## TO DO
Transcribe each line of the material as it is, and drop any picture.

## MATERIAL
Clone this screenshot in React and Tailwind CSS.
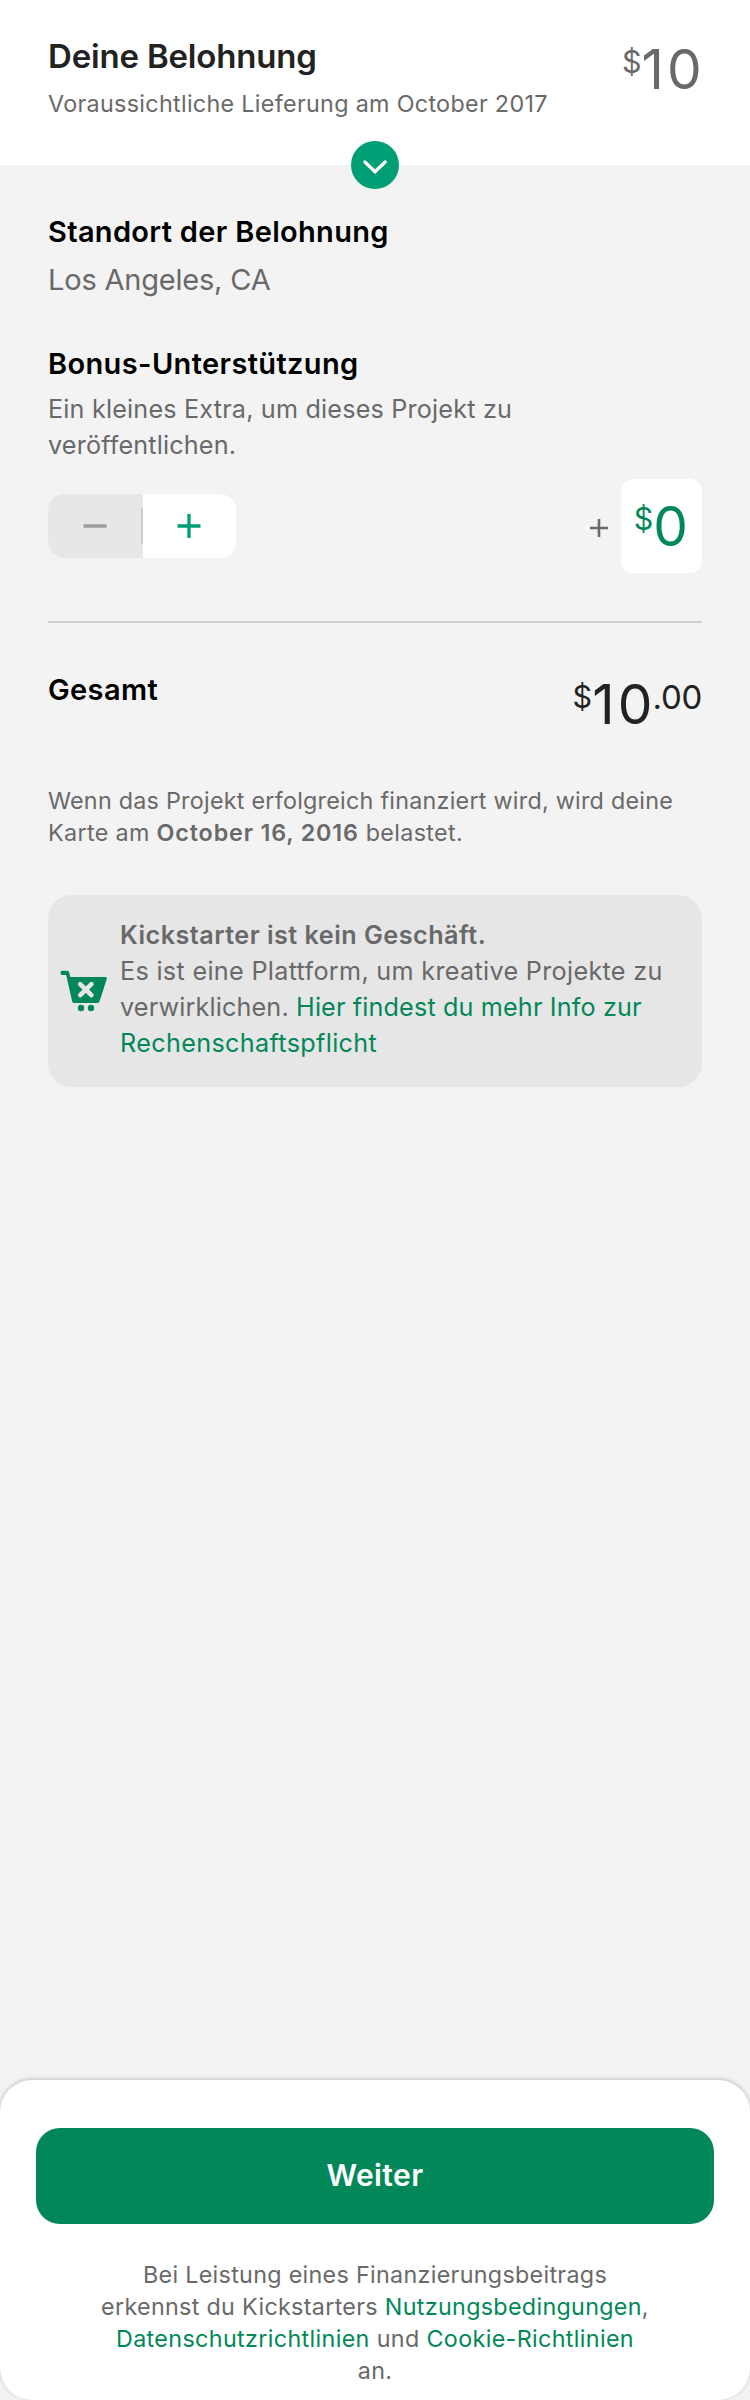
function ChevronBadge() {
  return (
    <button className="absolute -bottom-6 left-[351px] flex size-12 items-center justify-center rounded-full bg-[#009e74]">
      <svg viewBox="0 0 48 48" className="size-12" fill="none" stroke="#fff" strokeWidth="3.3" strokeLinecap="round" strokeLinejoin="miter">
        <path d="M13.9 21 24 30.7 34.100 21" />
      </svg>
    </button>
  );
}

function CartIcon() {
  return (
    <svg viewBox="0 0 48 42" className="h-[42px] w-12 shrink-0">
      <path
        fill="#028858"
        d="M2.2.8H7c1.2 0 1.9.6 2.2 1.8L10.3 7h35.2c1.1 0 1.6.8 1.3 1.8l-7.2 22.4c-.4 1.2-1.2 1.8-2.4 1.8H14.4c-1.2 0-2-.6-2.3-1.8L6.2 4.9h-4C1.1 4.9.6 4.2.6 2.9S1.1.8 2.2.8Z"
      />
      <path d="m20.2 14.2 11.2 11M31.4 14.2l-11.2 11" stroke="#e6e6e6" strokeWidth="4.6" strokeLinecap="round" />
      <circle cx="21" cy="38" r="3.2" fill="#028858" />
      <circle cx="31" cy="38" r="3.2" fill="#028858" />
    </svg>
  );
}

function Price({ amount, cents, spread }) {
  return (
    <div className="flex items-start whitespace-nowrap">
      <span className="mt-[5px] text-[30.5px] leading-8">$</span>
      <span className={spread ? "text-[55px] leading-[56px] tracking-[3.2px]" : "text-[55px] leading-[56px]"}>{amount}</span>
      {cents && <span className="mt-[5px] -ml-[3px] text-[33px] leading-8 tracking-[-0.3px]">{cents}</span>}
    </div>
  );
}

function Header() {
  return (
    <header className="relative flex h-[165px] items-start justify-between bg-white pr-[45px] pl-12">
      <div className="pt-9 whitespace-nowrap">
        <h1 className="text-[33px] leading-10 font-semibold tracking-[-0.18px] text-[#222222]">Deine Belohnung</h1>
        <p className="mt-3 text-[23.3px] leading-8 tracking-[0.32px] text-[#696969]">
          Voraussichtliche Lieferung am October 2017
        </p>
      </div>
      <div className="pt-[41px] text-[#696969]">
        <Price amount="10" spread />
      </div>
      <ChevronBadge />
    </header>
  );
}

function Stepper() {
  return (
    <div className="flex h-16 w-[188px] overflow-hidden rounded-2xl bg-white">
      <button className="relative flex w-[95px] items-center justify-center bg-[#e7e7e7] pr-0.5">
        <svg viewBox="0 0 24 24" className="size-6" stroke="#9b9c9c" strokeWidth="3.6">
          <path d="M.5 12h23" />
        </svg>
        <span className="absolute top-[14px] right-0 h-9 w-0.5 bg-[#cccccc]" />
      </button>
      <button className="flex w-[93px] items-center justify-center pr-px">
        <svg viewBox="0 0 24 24" className="size-6" stroke="#009e74" strokeWidth="3.3">
          <path d="M.5 12h23M12 0v24" />
        </svg>
      </button>
    </div>
  );
}

function Notice() {
  return (
    <aside className="mt-[46px] flex h-48 items-center gap-3 rounded-3xl bg-[#e6e6e6] pl-3 text-[25.2px] leading-9 whitespace-nowrap text-[#696969]">
      <CartIcon />
      <div className="pb-1">
        <p className="font-semibold tracking-[0.48px]">Kickstarter ist kein Geschäft.</p>
        <p className="tracking-[0.31px]">Es ist eine Plattform, um kreative Projekte zu</p>
        <p className="tracking-[0.145px]">
          verwirklichen. <a className="text-[#028858]">Hier findest du mehr Info zur</a>
        </p>
        <p className="tracking-[0.34px]">
          <a className="text-[#028858]">Rechenschaftspflicht</a>
        </p>
      </div>
    </aside>
  );
}

function Footer() {
  return (
    <footer className="h-80 rounded-[32px] bg-white px-9 pt-12 shadow-[0_-1px_4px_rgba(0,0,0,0.22)]">
      <button className="flex h-24 w-full items-center justify-center rounded-3xl bg-[#028858] pb-px text-[30px] font-semibold tracking-[0.4px] text-white">
        Weiter
      </button>
      <div className="mt-[35px] text-center text-[23.3px] leading-8 whitespace-nowrap text-[#696969]">
        <p className="tracking-[0.311px]">Bei Leistung eines Finanzierungsbeitrags</p>
        <p className="tracking-[0.32px]">
          erkennst du Kickstarters <a className="text-[#028858]">Nutzungsbedingungen</a>,
        </p>
        <p className="tracking-[0.36px]">
          <a className="text-[#028858]">Datenschutzrichtlinien</a> und <a className="text-[#028858]">Cookie-Richtlinien</a>
        </p>
        <p className="tracking-[0.3px]">an.</p>
      </div>
    </footer>
  );
}

export default function App() {
  return (
    <div className="flex h-[2400px] w-[750px] flex-col overflow-hidden bg-[#f3f3f3] font-['Inter','Liberation_Sans',sans-serif]">
      <Header />
      <main className="flex-1 px-12 pt-[49px] text-[#696969]">
        <h2 className="text-[29px] leading-9 font-semibold tracking-[0.322px] text-black">Standort der Belohnung</h2>
        <p className="mt-3 text-[29px] leading-9 tracking-[-0.2px]">Los Angeles, CA</p>

        <h2 className="mt-12 text-[29px] leading-9 font-semibold tracking-[0.363px] text-black">Bonus-Unterstützung</h2>
        <div className="mt-[9px] text-[25.2px] leading-9 whitespace-nowrap">
          <p className="tracking-[0.18px]">Ein kleines Extra, um dieses Projekt zu</p>
          <p className="tracking-[0.16px]">veröffentlichen.</p>
        </div>

        <div className="mt-4 flex items-center justify-between">
          <Stepper />
          <div className="flex items-center gap-[13px]">
            <svg viewBox="0 0 18 18" className="mt-1 size-[18px]" stroke="#696969" strokeWidth="2.6">
              <path d="M0 9h18M9 0v18" />
            </svg>
            <div className="flex h-[94px] w-[81px] items-start justify-end rounded-xl bg-white pt-[19px] pr-3.5 text-[#028858]">
              <Price amount="0" />
            </div>
          </div>
        </div>

        <hr className="mt-12 h-0.5 border-0 bg-[#cfcfcf]" />

        <div className="mt-[49px] flex items-start justify-between">
          <h2 className="text-[29px] leading-9 font-semibold tracking-[0.367px] text-black">Gesamt</h2>
          <div className="mt-1 text-[#222222]">
            <Price amount="10" cents=".00" spread />
          </div>
        </div>

        <div className="mt-[53px] text-[23.3px] leading-8 whitespace-nowrap">
          <p className="tracking-[0.26px]">Wenn das Projekt erfolgreich finanziert wird, wird deine</p>
          <p className="tracking-[0.35px]">
            Karte am <strong className="font-semibold tracking-[0.85px]">October 16, 2016</strong> belastet.
          </p>
        </div>

        <Notice />
      </main>
      <Footer />
    </div>
  );
}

## FINAL ANSWER
Clone this screenshot in React and Tailwind CSS.
function ChevronBadge() {
  return (
    <button className="absolute -bottom-6 left-[351px] flex size-12 items-center justify-center rounded-full bg-[#009e74]">
      <svg viewBox="0 0 48 48" className="size-12" fill="none" stroke="#fff" strokeWidth="3.3" strokeLinecap="round" strokeLinejoin="miter">
        <path d="M13.9 21 24 30.7 34.100 21" />
      </svg>
    </button>
  );
}

function CartIcon() {
  return (
    <svg viewBox="0 0 48 42" className="h-[42px] w-12 shrink-0">
      <path
        fill="#028858"
        d="M2.2.8H7c1.2 0 1.9.6 2.2 1.8L10.3 7h35.2c1.1 0 1.6.8 1.3 1.8l-7.2 22.4c-.4 1.2-1.2 1.8-2.4 1.8H14.4c-1.2 0-2-.6-2.3-1.8L6.2 4.9h-4C1.1 4.9.6 4.2.6 2.9S1.1.8 2.2.8Z"
      />
      <path d="m20.2 14.2 11.2 11M31.4 14.2l-11.2 11" stroke="#e6e6e6" strokeWidth="4.6" strokeLinecap="round" />
      <circle cx="21" cy="38" r="3.2" fill="#028858" />
      <circle cx="31" cy="38" r="3.2" fill="#028858" />
    </svg>
  );
}

function Price({ amount, cents, spread }) {
  return (
    <div className="flex items-start whitespace-nowrap">
      <span className="mt-[5px] text-[30.5px] leading-8">$</span>
      <span className={spread ? "text-[55px] leading-[56px] tracking-[3.2px]" : "text-[55px] leading-[56px]"}>{amount}</span>
      {cents && <span className="mt-[5px] -ml-[3px] text-[33px] leading-8 tracking-[-0.3px]">{cents}</span>}
    </div>
  );
}

function Header() {
  return (
    <header className="relative flex h-[165px] items-start justify-between bg-white pr-[45px] pl-12">
      <div className="pt-9 whitespace-nowrap">
        <h1 className="text-[33px] leading-10 font-semibold tracking-[-0.18px] text-[#222222]">Deine Belohnung</h1>
        <p className="mt-3 text-[23.3px] leading-8 tracking-[0.32px] text-[#696969]">
          Voraussichtliche Lieferung am October 2017
        </p>
      </div>
      <div className="pt-[41px] text-[#696969]">
        <Price amount="10" spread />
      </div>
      <ChevronBadge />
    </header>
  );
}

function Stepper() {
  return (
    <div className="flex h-16 w-[188px] overflow-hidden rounded-2xl bg-white">
      <button className="relative flex w-[95px] items-center justify-center bg-[#e7e7e7] pr-0.5">
        <svg viewBox="0 0 24 24" className="size-6" stroke="#9b9c9c" strokeWidth="3.6">
          <path d="M.5 12h23" />
        </svg>
        <span className="absolute top-[14px] right-0 h-9 w-0.5 bg-[#cccccc]" />
      </button>
      <button className="flex w-[93px] items-center justify-center pr-px">
        <svg viewBox="0 0 24 24" className="size-6" stroke="#009e74" strokeWidth="3.3">
          <path d="M.5 12h23M12 0v24" />
        </svg>
      </button>
    </div>
  );
}

function Notice() {
  return (
    <aside className="mt-[46px] flex h-48 items-center gap-3 rounded-3xl bg-[#e6e6e6] pl-3 text-[25.2px] leading-9 whitespace-nowrap text-[#696969]">
      <CartIcon />
      <div className="pb-1">
        <p className="font-semibold tracking-[0.48px]">Kickstarter ist kein Geschäft.</p>
        <p className="tracking-[0.31px]">Es ist eine Plattform, um kreative Projekte zu</p>
        <p className="tracking-[0.145px]">
          verwirklichen. <a className="text-[#028858]">Hier findest du mehr Info zur</a>
        </p>
        <p className="tracking-[0.34px]">
          <a className="text-[#028858]">Rechenschaftspflicht</a>
        </p>
      </div>
    </aside>
  );
}

function Footer() {
  return (
    <footer className="h-80 rounded-[32px] bg-white px-9 pt-12 shadow-[0_-1px_4px_rgba(0,0,0,0.22)]">
      <button className="flex h-24 w-full items-center justify-center rounded-3xl bg-[#028858] pb-px text-[30px] font-semibold tracking-[0.4px] text-white">
        Weiter
      </button>
      <div className="mt-[35px] text-center text-[23.3px] leading-8 whitespace-nowrap text-[#696969]">
        <p className="tracking-[0.311px]">Bei Leistung eines Finanzierungsbeitrags</p>
        <p className="tracking-[0.32px]">
          erkennst du Kickstarters <a className="text-[#028858]">Nutzungsbedingungen</a>,
        </p>
        <p className="tracking-[0.36px]">
          <a className="text-[#028858]">Datenschutzrichtlinien</a> und <a className="text-[#028858]">Cookie-Richtlinien</a>
        </p>
        <p className="tracking-[0.3px]">an.</p>
      </div>
    </footer>
  );
}

export default function App() {
  return (
    <div className="flex h-[2400px] w-[750px] flex-col overflow-hidden bg-[#f3f3f3] font-['Inter','Liberation_Sans',sans-serif]">
      <Header />
      <main className="flex-1 px-12 pt-[49px] text-[#696969]">
        <h2 className="text-[29px] leading-9 font-semibold tracking-[0.322px] text-black">Standort der Belohnung</h2>
        <p className="mt-3 text-[29px] leading-9 tracking-[-0.2px]">Los Angeles, CA</p>

        <h2 className="mt-12 text-[29px] leading-9 font-semibold tracking-[0.363px] text-black">Bonus-Unterstützung</h2>
        <div className="mt-[9px] text-[25.2px] leading-9 whitespace-nowrap">
          <p className="tracking-[0.18px]">Ein kleines Extra, um dieses Projekt zu</p>
          <p className="tracking-[0.16px]">veröffentlichen.</p>
        </div>

        <div className="mt-4 flex items-center justify-between">
          <Stepper />
          <div className="flex items-center gap-[13px]">
            <svg viewBox="0 0 18 18" className="mt-1 size-[18px]" stroke="#696969" strokeWidth="2.6">
              <path d="M0 9h18M9 0v18" />
            </svg>
            <div className="flex h-[94px] w-[81px] items-start justify-end rounded-xl bg-white pt-[19px] pr-3.5 text-[#028858]">
              <Price amount="0" />
            </div>
          </div>
        </div>

        <hr className="mt-12 h-0.5 border-0 bg-[#cfcfcf]" />

        <div className="mt-[49px] flex items-start justify-between">
          <h2 className="text-[29px] leading-9 font-semibold tracking-[0.367px] text-black">Gesamt</h2>
          <div className="mt-1 text-[#222222]">
            <Price amount="10" cents=".00" spread />
          </div>
        </div>

        <div className="mt-[53px] text-[23.3px] leading-8 whitespace-nowrap">
          <p className="tracking-[0.26px]">Wenn das Projekt erfolgreich finanziert wird, wird deine</p>
          <p className="tracking-[0.35px]">
            Karte am <strong className="font-semibold tracking-[0.85px]">October 16, 2016</strong> belastet.
          </p>
        </div>

        <Notice />
      </main>
      <Footer />
    </div>
  );
}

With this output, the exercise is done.